Hoshana Rabbah — The Great Salvation

Hebrew: הושענא רבה | When: 21 Tishrei (7th day of Sukkot)

The Final Sealing

The Days of Awe — Rosh Hashanah and Yom Kippur — are the great season of divine judgment. But the judgment is not finalized on Yom Kippur. The books are inscribed on Rosh Hashanah, sealed on Yom Kippur, but the gmar chatimah — the final signing and delivery of the verdict — takes place on Hoshana Rabbah. This teaching, rooted in Zohar and accepted across halachic authorities, gives Hoshana Rabbah a quality all its own: a last opportunity, a final gate still open.

The Zohar (Vayikra 31b) states explicitly: on Hoshana Rabbah, tzurei dina — the written verdicts — are delivered. The night before Hoshana Rabbah has therefore become one of intensive prayer and Torah study (parallel to Yom Kippur night), and it is customary to look for one’s shadow by moonlight — for it is said that one who sees a complete shadow will live through the year.

The Willow and the Aravah

On Hoshana Rabbah, a special bundle of five willow branches (aravos) is taken — beyond the lulav set used during Sukkot — and beaten on the ground five times.

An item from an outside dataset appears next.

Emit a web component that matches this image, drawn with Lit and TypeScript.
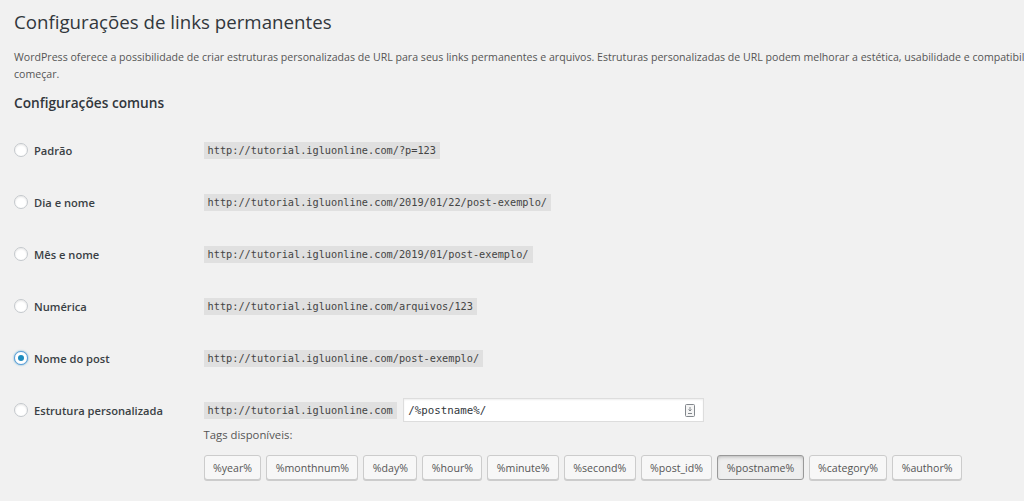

The willow has no taste and no fragrance; it represents Jews who have neither Torah learning nor good deeds. Yet it is the willow that is beaten on this final day. The leaves fall off; the branch is stripped bare. This is the ultimate bittul — even the Jew who feels empty of everything stands before G-d on this day, stripped of all pretense, and cries out.

The beating of the willow is a halacha leMoshe miSinai — a law given orally to Moses at Sinai — without explicit scriptural basis. It is pure divine decree, the ultimate expression of kabbalat ol (acceptance of the yoke of heaven).

Chassidic Significance

The Alter Rebbe’s Shulchan Aruch preserves many of the customs of Hoshana Rabbah, and the Chabad tradition treats this day with great gravity. The Rebbe would hold a farbrengen on Hoshana Rabbah (or the night before), emphasizing the theme of return: even at this final hour, the gates are open.

One of the deepest teachings: Sukkot is the season of simcha (joy), and Hoshana Rabbah falls within it. The Alter Rebbe teaches that simcha — genuine joy in one’s Jewishness — is itself a form of teshuvah superior in some ways to the somber cheshbon hanefesh of Elul. The one who rejoices in Hashem on Sukkot achieves a deveikus (cleaving) that opens new paths of return.

The Hakafos of Hoshana Rabbah

Seven circuits (hakafos) are made around the bimah in synagogue — one for each day of Sukkot, holding the arba minim (four species) and reciting the Hoshanos prayers. Seven is the number of completion: all seven sefirot from Chesed through Malchus are brought into alignment through this final day.